- _EXERCISE OBJECTIVE_: Determine how many lines carry the word "React". Output that number only.

====

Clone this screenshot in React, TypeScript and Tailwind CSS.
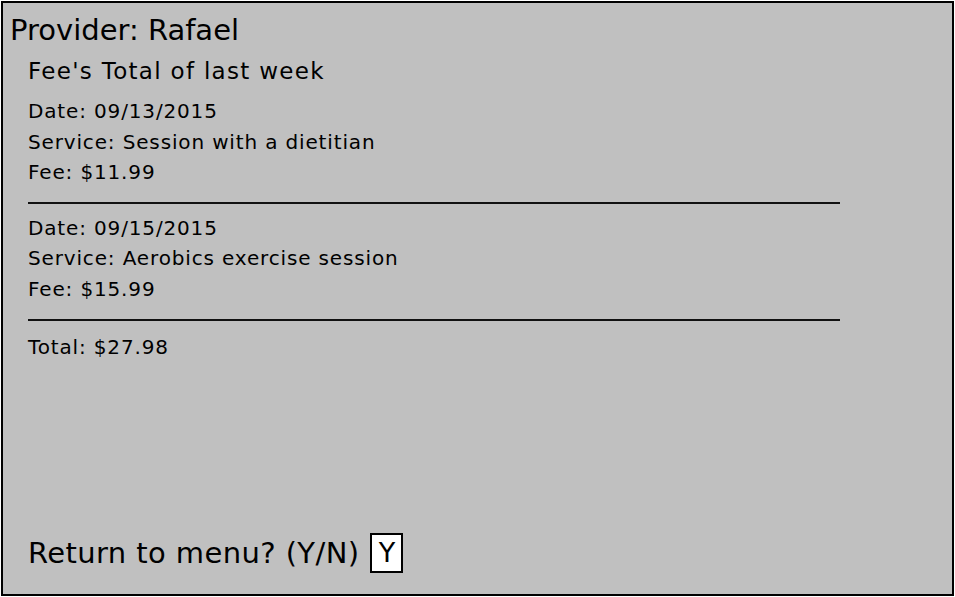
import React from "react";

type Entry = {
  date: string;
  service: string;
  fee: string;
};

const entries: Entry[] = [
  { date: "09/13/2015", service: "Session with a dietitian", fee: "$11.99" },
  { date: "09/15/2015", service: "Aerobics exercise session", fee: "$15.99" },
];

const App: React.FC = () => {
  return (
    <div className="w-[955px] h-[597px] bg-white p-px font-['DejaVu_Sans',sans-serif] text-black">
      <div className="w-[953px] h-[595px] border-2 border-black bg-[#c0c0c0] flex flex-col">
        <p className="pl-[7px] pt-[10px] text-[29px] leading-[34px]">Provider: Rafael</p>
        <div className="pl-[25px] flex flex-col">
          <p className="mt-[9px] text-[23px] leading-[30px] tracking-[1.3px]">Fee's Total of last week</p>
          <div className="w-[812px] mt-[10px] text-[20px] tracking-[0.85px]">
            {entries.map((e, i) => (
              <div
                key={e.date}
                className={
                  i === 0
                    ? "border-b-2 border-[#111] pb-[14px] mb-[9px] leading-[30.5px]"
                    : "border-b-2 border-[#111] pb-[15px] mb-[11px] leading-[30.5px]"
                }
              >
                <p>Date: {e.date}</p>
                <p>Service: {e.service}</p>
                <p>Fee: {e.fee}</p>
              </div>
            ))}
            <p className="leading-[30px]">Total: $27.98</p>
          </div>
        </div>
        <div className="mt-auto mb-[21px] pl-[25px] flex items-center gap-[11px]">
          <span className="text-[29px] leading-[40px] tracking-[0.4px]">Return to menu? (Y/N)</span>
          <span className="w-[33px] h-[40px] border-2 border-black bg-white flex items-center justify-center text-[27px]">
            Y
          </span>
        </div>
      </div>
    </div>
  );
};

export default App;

====

- _THE OUTPUT_: 3